There’s no shortage of natural beauty in Hawaii, from aquamarine beaches to majestic volcanoes. But to see it you have to look past all the human-built junk in the way: 46-story condos, 12-lane highways, and concrete viaducts blocking out the sun.
Leah Schretenthaler makes taking in the Aloha State’s wonders a little easier in her series Invasive Species of the Built Environment. In it, she takes photographs of scenic attractions around Hawaii, prints the images, and laser-burns offending structures (and sometimes people) out of the way. “I really wanted to see how this land used to be,” she says.
Hawaii’s development took off in 1959, when the 132-island archipelago became America’s 50th state and commercial jets began flying in tourists. Beachfront hotels (like the Ilikai of Hawaii Five-O fame), shopping malls, luxury high-rises, power plants, military training centers, freeways, and even telescopes went up—drawing ire from native residents and environmentalists, and leading to the oft-repeated joke that Hawaii’s state bird is the construction crane. (It’s actually the nene, a threatened species of goose.)
Construction experienced another boom five years ago and continues with many projects planned—though not without controversy.

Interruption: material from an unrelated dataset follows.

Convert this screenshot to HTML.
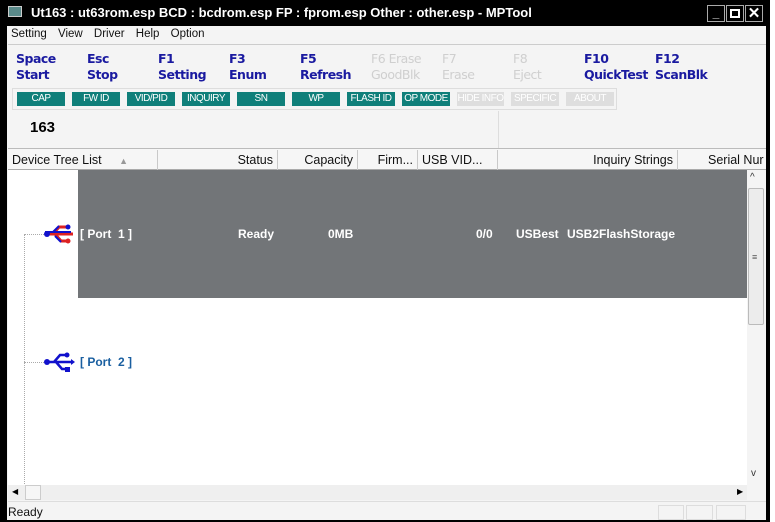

Protesters have picketed against the Na Put Makani wind farm on Oahu (which some say could impact wildlife), the $1.4 billion Thirty Meter Telescope on Mauna Kea (a dormant volcano native Hawaiians consider sacred), and the $9 billion Honolulu Rail Transit project (several billion over budget and infamously mismanaged). Former Hawaii governor Benjamin Cayetanom has said the latter, involving 20 miles of elevated steel track, will “change the beauty and ambience of the city forever.”
These developments already have, according to Schretenthaler. She grew up in a military family on Oahu, their home nestled on the Ko’olau Mountain Range with postcard views of Pearl Harbor, Ford Island, and Mamala Bay. Though a swimming scholarship took her to South Dakota in 2008, and she now lives in Wisconsin, she visits Hawaii often and saw the rail line ploughing through her old Aiea neighborhood and nearby Pearl City a couple years ago. In some places, she says, it “dominates, blocking any view of the mountains behind it.”

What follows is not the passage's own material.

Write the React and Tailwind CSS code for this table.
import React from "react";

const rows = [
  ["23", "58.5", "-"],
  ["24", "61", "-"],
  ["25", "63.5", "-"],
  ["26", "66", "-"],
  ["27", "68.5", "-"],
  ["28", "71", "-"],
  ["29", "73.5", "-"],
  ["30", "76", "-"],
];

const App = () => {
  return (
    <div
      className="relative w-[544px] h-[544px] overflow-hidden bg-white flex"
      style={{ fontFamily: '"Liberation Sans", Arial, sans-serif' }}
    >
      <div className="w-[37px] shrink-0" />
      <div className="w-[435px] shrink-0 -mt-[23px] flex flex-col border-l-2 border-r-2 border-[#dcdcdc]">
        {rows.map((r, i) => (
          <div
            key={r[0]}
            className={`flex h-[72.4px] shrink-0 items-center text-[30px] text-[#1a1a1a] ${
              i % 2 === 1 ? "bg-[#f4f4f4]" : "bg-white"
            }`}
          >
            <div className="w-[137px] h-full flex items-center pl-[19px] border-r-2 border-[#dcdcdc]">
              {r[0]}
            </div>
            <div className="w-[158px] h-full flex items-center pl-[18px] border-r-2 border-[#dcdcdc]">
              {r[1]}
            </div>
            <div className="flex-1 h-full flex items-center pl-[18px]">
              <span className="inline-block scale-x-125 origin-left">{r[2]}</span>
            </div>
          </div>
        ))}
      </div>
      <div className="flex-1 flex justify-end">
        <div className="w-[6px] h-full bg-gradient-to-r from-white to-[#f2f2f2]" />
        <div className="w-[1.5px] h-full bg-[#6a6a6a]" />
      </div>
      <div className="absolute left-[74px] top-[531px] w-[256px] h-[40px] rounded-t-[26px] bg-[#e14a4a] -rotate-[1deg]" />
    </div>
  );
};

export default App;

Schretenthaler started photographing the rail and other developments on trips back home, shooting on medium-format film. She then made prints of the landscapes and scanned them into her computer. Once uploaded, she used Illustrator to fill in the built-up areas with black and printed the results back onto the original images with a laser etcher. The process took about 20 minutes for each print, the cutting head traveling back and forth over the image, spitting tiny flashes of light that burn away the emulsion.
The result: gaping scars that highlight just how much humans have altered Hawaii—so much, sometimes, that there’s nothing left to see at all.